Improving ROI and Budget Allocation
By identifying which campaigns generate incremental lift, marketers can allocate budgets more effectively, investing in strategies that deliver real value and cutting those that do not.
Supporting Data-Driven Decision Making
Control group testing replaces assumptions with evidence, enabling confident decision-making across channels and campaigns.
How Marketing Control Groups Work
At a high level, the process involves:
1. Defining a target audience
2. Randomly splitting it into test and control groups
3. Exposing the test group to the marketing activity
4. Withholding the activity from the control group
5. Measuring and comparing outcomes
The key principle is that both groups should be as similar as possible, except for the marketing exposure.
Types of Marketing Control Groups
1. Randomized Control Groups
Audiences are randomly assigned to test and control groups. This is the most reliable method because it minimizes selection bias.
2. Holdout Control Groups
A percentage of the audience is intentionally “held out” from the campaign. Holdouts are commonly used in email marketing and CRM programs.

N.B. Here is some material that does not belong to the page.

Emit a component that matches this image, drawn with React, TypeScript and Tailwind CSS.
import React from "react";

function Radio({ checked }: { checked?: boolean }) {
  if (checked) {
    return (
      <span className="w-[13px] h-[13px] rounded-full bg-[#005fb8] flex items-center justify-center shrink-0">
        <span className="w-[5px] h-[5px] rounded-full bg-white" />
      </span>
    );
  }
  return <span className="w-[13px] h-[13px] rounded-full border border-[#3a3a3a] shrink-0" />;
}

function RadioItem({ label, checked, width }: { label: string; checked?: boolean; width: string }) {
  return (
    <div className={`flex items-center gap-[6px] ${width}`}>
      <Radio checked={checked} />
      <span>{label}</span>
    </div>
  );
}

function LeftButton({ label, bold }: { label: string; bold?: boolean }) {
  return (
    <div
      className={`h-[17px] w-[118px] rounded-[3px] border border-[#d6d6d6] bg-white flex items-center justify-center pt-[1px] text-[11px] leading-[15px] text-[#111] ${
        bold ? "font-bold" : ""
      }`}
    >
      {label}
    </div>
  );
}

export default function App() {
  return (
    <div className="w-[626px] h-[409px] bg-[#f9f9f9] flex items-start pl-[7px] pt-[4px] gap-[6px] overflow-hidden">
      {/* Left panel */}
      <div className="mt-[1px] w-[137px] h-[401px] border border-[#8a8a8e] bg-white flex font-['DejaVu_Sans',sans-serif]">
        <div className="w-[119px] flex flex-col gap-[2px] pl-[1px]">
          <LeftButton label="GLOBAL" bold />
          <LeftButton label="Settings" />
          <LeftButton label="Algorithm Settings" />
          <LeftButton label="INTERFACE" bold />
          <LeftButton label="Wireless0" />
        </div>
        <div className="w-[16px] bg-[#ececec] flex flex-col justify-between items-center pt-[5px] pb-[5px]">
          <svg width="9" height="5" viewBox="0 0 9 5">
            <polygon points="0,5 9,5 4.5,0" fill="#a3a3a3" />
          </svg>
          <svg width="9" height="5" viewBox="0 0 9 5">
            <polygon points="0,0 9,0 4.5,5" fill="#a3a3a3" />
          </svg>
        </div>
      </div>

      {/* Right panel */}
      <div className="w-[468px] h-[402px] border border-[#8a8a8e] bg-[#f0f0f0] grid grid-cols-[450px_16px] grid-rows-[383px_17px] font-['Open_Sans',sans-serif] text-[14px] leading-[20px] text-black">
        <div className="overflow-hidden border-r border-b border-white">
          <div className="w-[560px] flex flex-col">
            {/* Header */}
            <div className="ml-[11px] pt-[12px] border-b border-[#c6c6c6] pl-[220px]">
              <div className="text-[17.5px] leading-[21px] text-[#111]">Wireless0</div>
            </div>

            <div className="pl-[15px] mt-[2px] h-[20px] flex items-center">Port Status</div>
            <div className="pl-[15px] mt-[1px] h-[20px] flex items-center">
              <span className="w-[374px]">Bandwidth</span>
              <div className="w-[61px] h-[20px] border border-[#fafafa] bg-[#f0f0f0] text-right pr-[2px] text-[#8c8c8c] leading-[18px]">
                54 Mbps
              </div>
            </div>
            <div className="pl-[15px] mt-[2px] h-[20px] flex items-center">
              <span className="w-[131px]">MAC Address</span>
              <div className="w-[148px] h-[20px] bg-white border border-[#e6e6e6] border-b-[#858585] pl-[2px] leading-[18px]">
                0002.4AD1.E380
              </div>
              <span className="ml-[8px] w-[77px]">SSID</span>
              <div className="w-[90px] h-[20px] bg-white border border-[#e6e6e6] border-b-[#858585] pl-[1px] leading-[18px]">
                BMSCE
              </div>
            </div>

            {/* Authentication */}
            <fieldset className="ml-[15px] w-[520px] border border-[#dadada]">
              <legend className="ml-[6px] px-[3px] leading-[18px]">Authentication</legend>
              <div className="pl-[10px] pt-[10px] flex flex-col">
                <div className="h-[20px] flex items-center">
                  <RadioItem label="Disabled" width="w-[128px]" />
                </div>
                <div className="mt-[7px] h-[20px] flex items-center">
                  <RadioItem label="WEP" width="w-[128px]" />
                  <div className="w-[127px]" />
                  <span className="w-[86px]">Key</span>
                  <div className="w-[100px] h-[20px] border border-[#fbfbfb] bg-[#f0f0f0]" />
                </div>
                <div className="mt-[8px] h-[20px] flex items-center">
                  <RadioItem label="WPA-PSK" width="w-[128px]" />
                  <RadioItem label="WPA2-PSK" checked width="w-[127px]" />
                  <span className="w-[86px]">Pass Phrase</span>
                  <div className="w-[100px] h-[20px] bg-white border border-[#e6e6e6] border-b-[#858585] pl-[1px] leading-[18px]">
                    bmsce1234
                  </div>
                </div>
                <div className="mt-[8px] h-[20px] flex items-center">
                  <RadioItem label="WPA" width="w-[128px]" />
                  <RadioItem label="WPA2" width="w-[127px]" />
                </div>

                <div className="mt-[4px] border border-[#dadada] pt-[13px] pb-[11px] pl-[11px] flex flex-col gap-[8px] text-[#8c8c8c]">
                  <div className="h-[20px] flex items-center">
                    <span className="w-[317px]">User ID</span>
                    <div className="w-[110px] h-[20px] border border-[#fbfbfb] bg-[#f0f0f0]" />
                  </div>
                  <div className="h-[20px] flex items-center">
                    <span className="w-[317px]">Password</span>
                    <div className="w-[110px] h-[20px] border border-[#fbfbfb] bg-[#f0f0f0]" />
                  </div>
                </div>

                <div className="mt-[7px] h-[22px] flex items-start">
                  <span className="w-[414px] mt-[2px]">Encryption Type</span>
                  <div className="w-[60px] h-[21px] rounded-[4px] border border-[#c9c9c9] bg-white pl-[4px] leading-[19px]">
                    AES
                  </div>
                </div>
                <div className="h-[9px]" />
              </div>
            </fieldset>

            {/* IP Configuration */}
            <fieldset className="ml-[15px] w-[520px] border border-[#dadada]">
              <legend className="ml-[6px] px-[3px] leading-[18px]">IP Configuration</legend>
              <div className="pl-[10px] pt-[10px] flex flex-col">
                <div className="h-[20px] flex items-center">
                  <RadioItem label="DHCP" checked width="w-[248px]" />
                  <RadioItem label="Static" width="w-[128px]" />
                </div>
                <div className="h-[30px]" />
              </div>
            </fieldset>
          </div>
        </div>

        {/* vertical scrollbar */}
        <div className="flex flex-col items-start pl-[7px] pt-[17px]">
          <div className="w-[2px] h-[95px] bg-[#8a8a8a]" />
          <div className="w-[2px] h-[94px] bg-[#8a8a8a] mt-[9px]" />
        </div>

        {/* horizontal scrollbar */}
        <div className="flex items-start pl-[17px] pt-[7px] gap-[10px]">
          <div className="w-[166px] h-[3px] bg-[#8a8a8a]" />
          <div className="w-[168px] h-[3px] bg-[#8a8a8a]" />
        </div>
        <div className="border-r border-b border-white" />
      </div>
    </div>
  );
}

3. Geo-Based Control Groups
Geographic regions are used as control and test groups. For example, a campaign may run in one city but not in another similar city.

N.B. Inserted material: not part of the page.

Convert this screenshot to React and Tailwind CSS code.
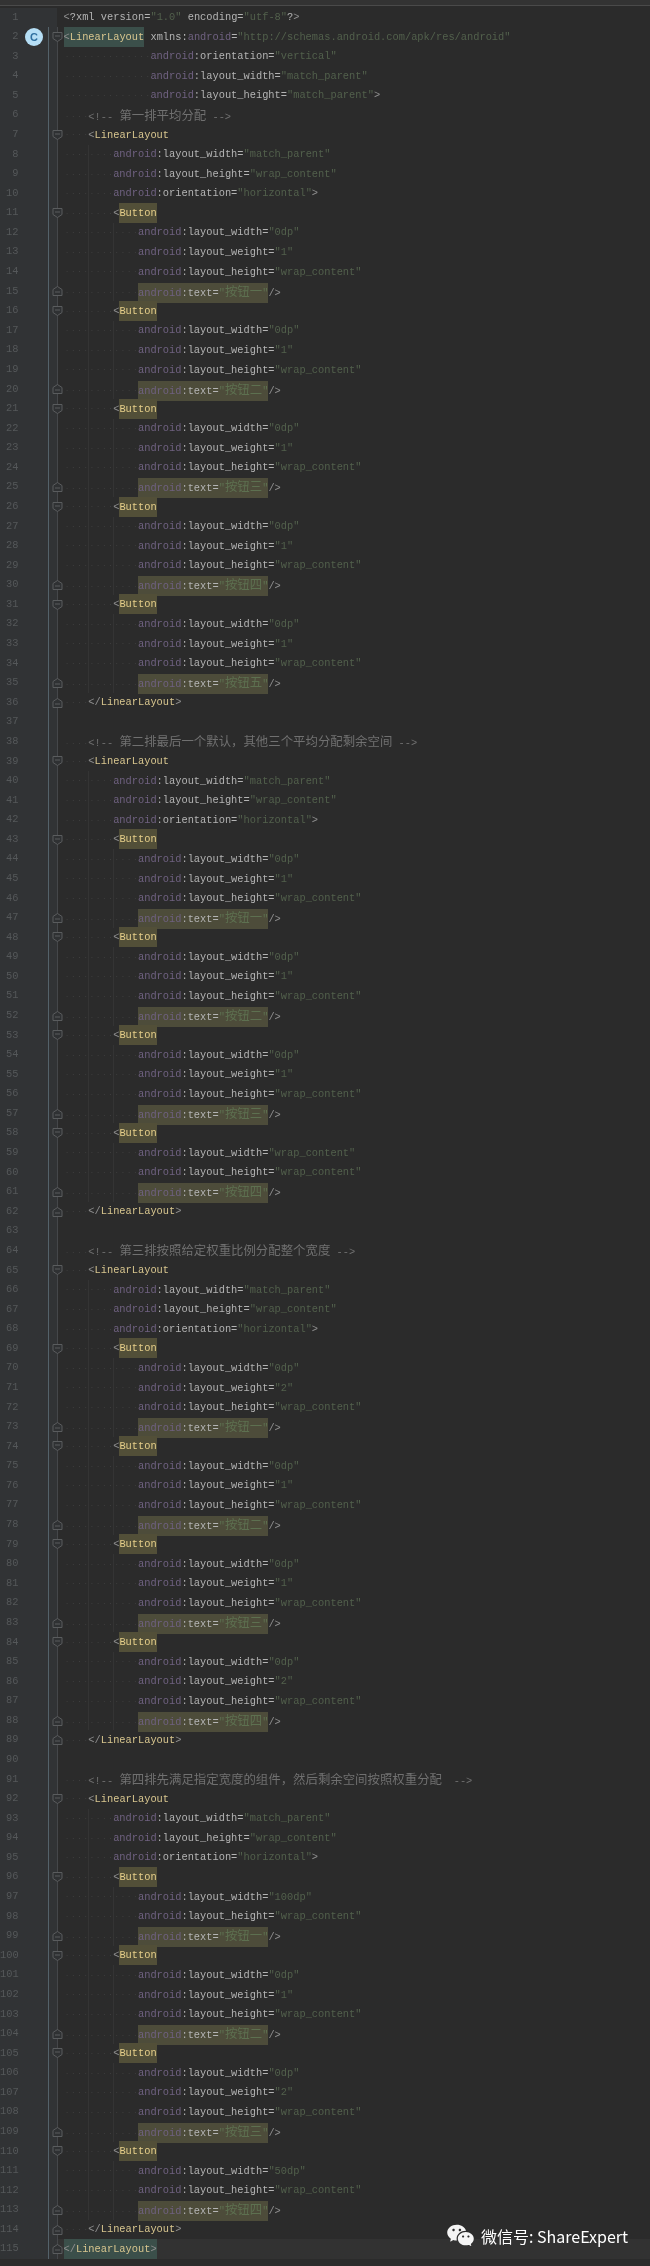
import { RiWechatFill } from 'react-icons/ri';

const attr = (name, value, end = '') => ({ name, value, end });

const row = (weight, width = '0dp') => [
  attr('layout_width', width),
  ...(weight ? [attr('layout_weight', weight)] : []),
  attr('layout_height', 'wrap_content'),
];

const groups = [
  {
    comment: '第一排平均分配',
    buttons: [
      ['按钮一', row('1')], ['按钮二', row('1')], ['按钮三', row('1')], ['按钮四', row('1')], ['按钮五', row('1')],
    ],
  },
  {
    comment: '第二排最后一个默认，其他三个平均分配剩余空间',
    buttons: [
      ['按钮一', row('1')], ['按钮二', row('1')], ['按钮三', row('1')], ['按钮四', row(null, 'wrap_content')],
    ],
  },
  {
    comment: '第三排按照给定权重比例分配整个宽度',
    buttons: [
      ['按钮一', row('2')], ['按钮二', row('1')], ['按钮三', row('1')], ['按钮四', row('2')],
    ],
  },
  {
    comment: '第四排先满足指定宽度的组件，然后剩余空间按照权重分配  ',
    buttons: [
      ['按钮一', row(null, '100dp')], ['按钮二', row('1')], ['按钮三', row('2')], ['按钮四', row(null, '50dp')],
    ],
  },
];

function buildLines() {
  const lines = [
    { type: 'xml' },
    { type: 'root' },
    { type: 'attr', pad: 14, ...attr('orientation', 'vertical') },
    { type: 'attr', pad: 14, ...attr('layout_width', 'match_parent') },
    { type: 'attr', pad: 14, ...attr('layout_height', 'match_parent', '>') },
  ];
  groups.forEach((g, i) => {
    if (i > 0) lines.push({ type: 'blank' });
    lines.push({ type: 'comment', pad: 4, text: g.comment });
    lines.push({ type: 'open', pad: 4, tag: 'LinearLayout' });
    lines.push({ type: 'attr', pad: 8, ...attr('layout_width', 'match_parent') });
    lines.push({ type: 'attr', pad: 8, ...attr('layout_height', 'wrap_content') });
    lines.push({ type: 'attr', pad: 8, ...attr('orientation', 'horizontal', '>') });
    g.buttons.forEach(([label, attrs]) => {
      lines.push({ type: 'open', pad: 8, tag: 'Button', hl: true });
      attrs.forEach((a) => lines.push({ type: 'attr', pad: 12, ...a }));
      lines.push({ type: 'text', pad: 12, label });
    });
    lines.push({ type: 'close', pad: 4 });
    if (i === groups.length - 1) lines.push({ type: 'rootClose' });
  });
  return lines;
}

const Lt = () => <span className="text-[#8f8f8f]">&lt;</span>;
const Gt = () => <span className="text-[#8f8f8f]">&gt;</span>;

// leading whitespace is shown as faint dots in the editor
const Pad = ({ n }) => (
  <span
    className="inline-block h-[3px] bg-[radial-gradient(circle,#3e3e3e_0.5px,transparent_0.8px)] bg-[length:1ch_3px] align-middle"
    style={{ width: `${n}ch` }}
  />
);

const Android = () => (
  <>
    <span className="text-[#6f6180]">android</span>
    <span className="text-[#a9a9a9]">:</span>
  </>
);

const Cjk = ({ children }) => (
  <span className="font-['Noto_Sans_CJK_SC',sans-serif] text-[12.42px] leading-none">{children}</span>
);

function Code({ line }) {
  switch (line.type) {
    case 'xml':
      return (
        <>
          <Lt /><span className="text-[#b4b4b4]">?xml version=</span>
          <span className="text-[#52604c]">"1.0"</span>
          <span className="text-[#b4b4b4]"> encoding=</span>
          <span className="text-[#52604c]">"utf-8"</span>
          <span className="text-[#b4b4b4]">?</span><Gt />
        </>
      );
    case 'root':
      return (
        <>
          <span className="relative before:absolute before:inset-x-0 before:top-[-4px] before:bottom-[-4px] before:bg-[#3b4f4a]">
            <span className="relative">
              <Lt /><span className="text-[#d8c68f]">LinearLayout</span>
            </span>
          </span>
          <span className="text-[#b4b4b4]"> xmlns:</span>
          <span className="text-[#6f6180]">android</span>
          <span className="text-[#b4b4b4]">=</span>
          <span className="text-[#52604c]">"http://schemas.android.com/apk/res/android"</span>
        </>
      );
    case 'attr':
      return (
        <>
          <Pad n={line.pad} /><Android />
          <span className="text-[#b4b4b4]">{line.name}=</span>
          <span className="text-[#52604c]">"{line.value}"</span>
          {line.end && <Gt />}
        </>
      );
    case 'comment':
      return (
        <>
          <Pad n={line.pad} />
          <span className="text-[#707070]">
            {'<!-- '}
            <Cjk>{line.text}</Cjk>
            {' -->'}
          </span>
        </>
      );
    case 'open':
      return (
        <>
          <Pad n={line.pad} /><Lt />
          {line.hl ? (
            <span className="relative text-[#e6cf8a] before:absolute before:inset-x-0 before:top-[-4px] before:bottom-[-4px] before:bg-[#524f38]">
              <span className="relative">{line.tag}</span>
            </span>
          ) : (
            <span className="text-[#d8c68f]">{line.tag}</span>
          )}
        </>
      );
    case 'text':
      return (
        <>
          <Pad n={line.pad} />
          <span className="relative before:absolute before:inset-x-0 before:top-[-4px] before:bottom-[-4px] before:bg-[#4d4c3a]">
            <span className="relative">
              <Android />
              <span className="text-[#b4b4b4]">text=</span>
              <span className="text-[#5d7050]">
                "<Cjk>{line.label}</Cjk>"
              </span>
            </span>
          </span>
          <span className="text-[#8f8f8f]">/&gt;</span>
        </>
      );
    case 'close':
      return (
        <>
          <Pad n={line.pad} /><span className="text-[#8f8f8f]">&lt;/</span>
          <span className="text-[#d8c68f]">LinearLayout</span><Gt />
        </>
      );
    case 'rootClose':
      return (
        <span className="relative before:absolute before:inset-x-0 before:top-[-4px] before:bottom-[-4px] before:bg-[#3b4f4a]">
          <span className="relative">
            <span className="text-[#8f8f8f]">&lt;/</span>
            <span className="text-[#d8c68f]">LinearLayout</span><Gt />
          </span>
        </span>
      );
    default:
      return null;
  }
}

// fold marker on the gutter edge: pentagon pointing down for an open tag, up for a close
function Fold({ kind }) {
  return (
    <svg width="11" height="11" viewBox="0 0 11 11" className="absolute left-[52px] top-1/2 -translate-y-1/2">
      <path
        d={kind === 'open' ? 'M1 1h9v6l-4.500 3L1 7z M3 4.500h5' : 'M1 10h9V4L5.500 1 1 4z M3 6.500h5'}
        fill="#2f3133"
        stroke="#5a5c5e"
      />
    </svg>
  );
}

const foldKind = (line) => {
  if (line.type === 'root' || line.type === 'open') return 'open';
  if (line.type === 'text' || line.type === 'close' || line.type === 'rootClose') return 'close';
  return null;
};

export default function App() {
  const lines = buildLines();

  return (
    <div className="relative h-[2266px] w-[650px] overflow-hidden bg-[#2b2b2b] font-['Liberation_Mono',monospace] text-[10.35px] blur-[0.35px]">
      <div className="h-[6px] border-b border-[#4a4a4a] bg-[#333333]" />
      <div className="flex flex-col pt-[1.5px]">
        {lines.map((line, i) => (
          <div
            key={i}
            className={`relative flex h-[19.58px] items-center ${line.type === 'rootClose' ? 'bg-[#323232]' : ''}`}
          >
            <div className="relative flex h-full w-[57px] shrink-0 items-center bg-[#313335]">
              <span className="w-[18.500px] text-right text-[#55585a]">{i + 1}</span>
              {line.type === 'root' && (
                <span className="absolute left-[25px] top-1/2 flex h-[18px] w-[18px] -translate-y-1/2 items-center justify-center rounded-full bg-[#b5def5] font-['Liberation_Sans',sans-serif] text-[11px] font-bold text-[#2f6f9f]">
                  C
                </span>
              )}
              {i > 0 && <span className="absolute left-[48px] top-0 h-full w-px bg-[#54626a]" />}
              {i > 0 && <span className="absolute left-[57px] top-0 h-full w-px bg-[#45474a]" />}
              {foldKind(line) && <Fold kind={foldKind(line)} />}
            </div>
            {/* indent guides */}
            {line.pad >= 8 && line.pad < 14 && <span className="absolute left-[88px] top-0 h-full w-px bg-[#343434]" />}
            {line.pad >= 12 && line.pad < 14 && <span className="absolute left-[113px] top-0 h-full w-px bg-[#343434]" />}
            <pre className="relative pl-[6.500px] font-['Liberation_Mono',monospace] leading-none">
              <Code line={line} />
            </pre>
          </div>
        ))}
      </div>

      {/* wechat watermark */}
      <div className="absolute left-[446px] top-[2221px] flex items-center gap-[6px] text-white">
        <RiWechatFill className="h-[29px] w-[29px] text-[#f4f4f4]" />
        <span className="font-['Noto_Sans_CJK_SC',sans-serif] text-[16px] leading-none">微信号: ShareExpert</span>
      </div>
    </div>
  );
}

4. Time-Based Control Groups
Performance during a campaign period is compared to a previous period with no campaign. While useful, this method is more vulnerable to external influences.
5. Platform-Based Control Groups
Some ad platforms create control groups automatically by suppressing ads for a portion of the audience.

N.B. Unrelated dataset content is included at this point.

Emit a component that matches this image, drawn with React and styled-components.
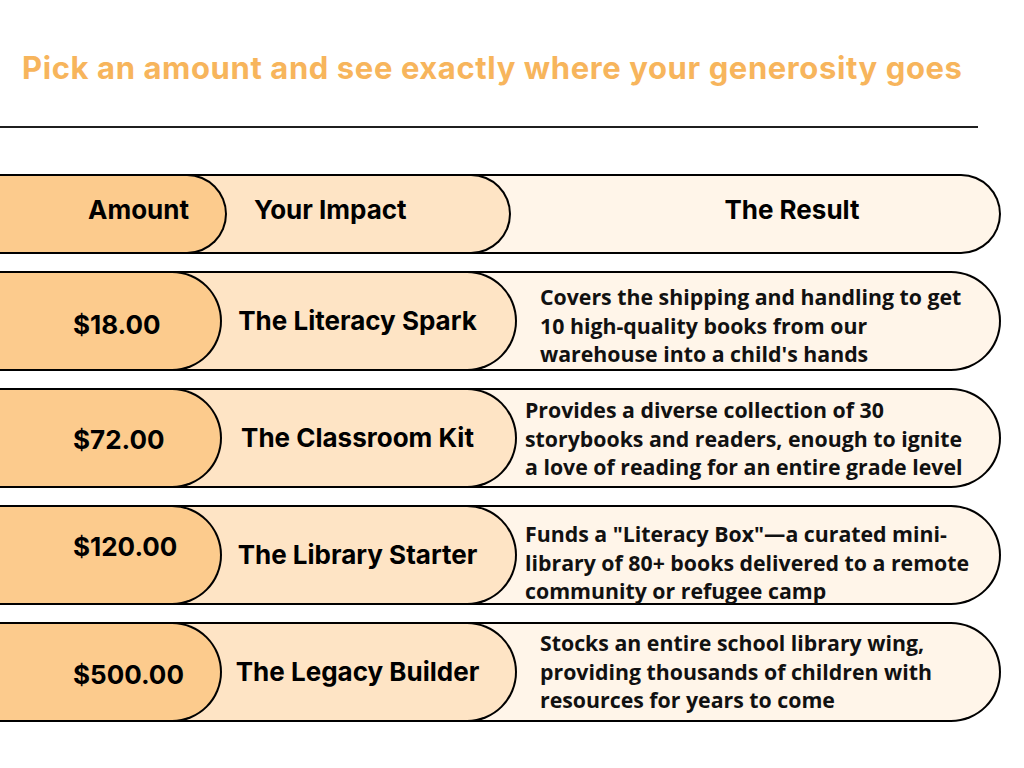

Key Metrics Measured Using Control Groups
Control group analysis can be applied to many performance metrics, including:
* Conversion rate
* Revenue per user
* Average order value
* Customer lifetime value (CLV)
* Retention and churn
* Brand lift and awareness
The most important metric is **incremental lift**, calculated as the difference between test and control results.
Designing an Effective Control Group Test
Define Clear Objectives
Before creating a control group, marketers must define what they want to measure. Examples include:
* Incremental sales from a campaign
* Lift in conversion rate
* Impact of frequency or messaging changes
Clear objectives guide test design and analysis.
Ensure Statistical Validity
Control groups must be large enough to produce statistically significant results. Small sample sizes can lead to misleading conclusions.
Randomization and Matching
Random assignment ensures both groups are comparable. If randomization is not possible, matching techniques can be used to align groups based on key attributes.
Control Exposure Leakage
Exposure leakage occurs when control group members are unintentionally exposed to the campaign. This reduces measurement accuracy and should be minimized.
Choose the Right Test Duration
Tests should run long enough to capture the full effect of the campaign, especially for products with longer purchase cycles.
Common Challenges and Limitations
Revenue Sacrifice
Withholding marketing from a control group may result in missed sales opportunities. This trade-off must be balanced against the value of learning.
Complexity and Execution Costs
Setting up control groups requires coordination across teams, platforms, and data systems.
Attribution Conflicts
Control group results may conflict with attribution models or platform-reported metrics, requiring stakeholder education.
Ethical and Customer Experience Considerations
Some marketers worry about treating customers differently. Transparency and fairness should be considered when designing tests.
Control Groups vs. A/B Testing
While related, control group testing and A/B testing are not the same.
* **A/B testing** compares two or more variations of a marketing element.
* **Control group testing** compares exposure versus no exposure.
Control groups are essential for measuring true incrementality, while A/B tests optimize creative or tactical elements.
Role of Control Groups in Modern Marketing Measurement
Privacy and Signal Loss
As third-party cookies decline and privacy regulations increase, traditional tracking methods are becoming less reliable. Control groups provide a privacy-safe way to measure effectiveness without relying on user-level tracking.
Media Mix Modeling and Experimentation
Control group experiments complement media mix modeling by validating causal relationships.
Cross-Channel Measurement
Control groups help assess the combined impact of multiple channels, reducing double-counting and over-attribution.
Best Practices for Using Marketing Control Groups
* Use control groups for high-budget or strategic campaigns
* Start with small tests before scaling
* Align stakeholders on measurement goals
* Document assumptions and methodologies
* Combine control group insights with other analytics methods
Real-World Applications
Email Marketing
Holding out a small percentage of subscribers reveals whether campaigns drive incremental engagement or merely accelerate organic behavior.
Paid Media
Ad platforms use control groups to measure true ad lift, separating paid impact from organic conversions.
Loyalty Programs
Control groups help assess whether rewards and incentives truly influence behavior.
Pricing and Promotions
Testing offers against control groups prevents unnecessary margin erosion.
The Future of Marketing Control Groups
Control groups are becoming more automated and integrated into marketing platforms. Advances in experimentation, AI, and clean-room environments will make control group testing more scalable and accessible.
As marketers face increasing scrutiny over performance and privacy, control groups will remain one of the most trusted methods for causal measurement.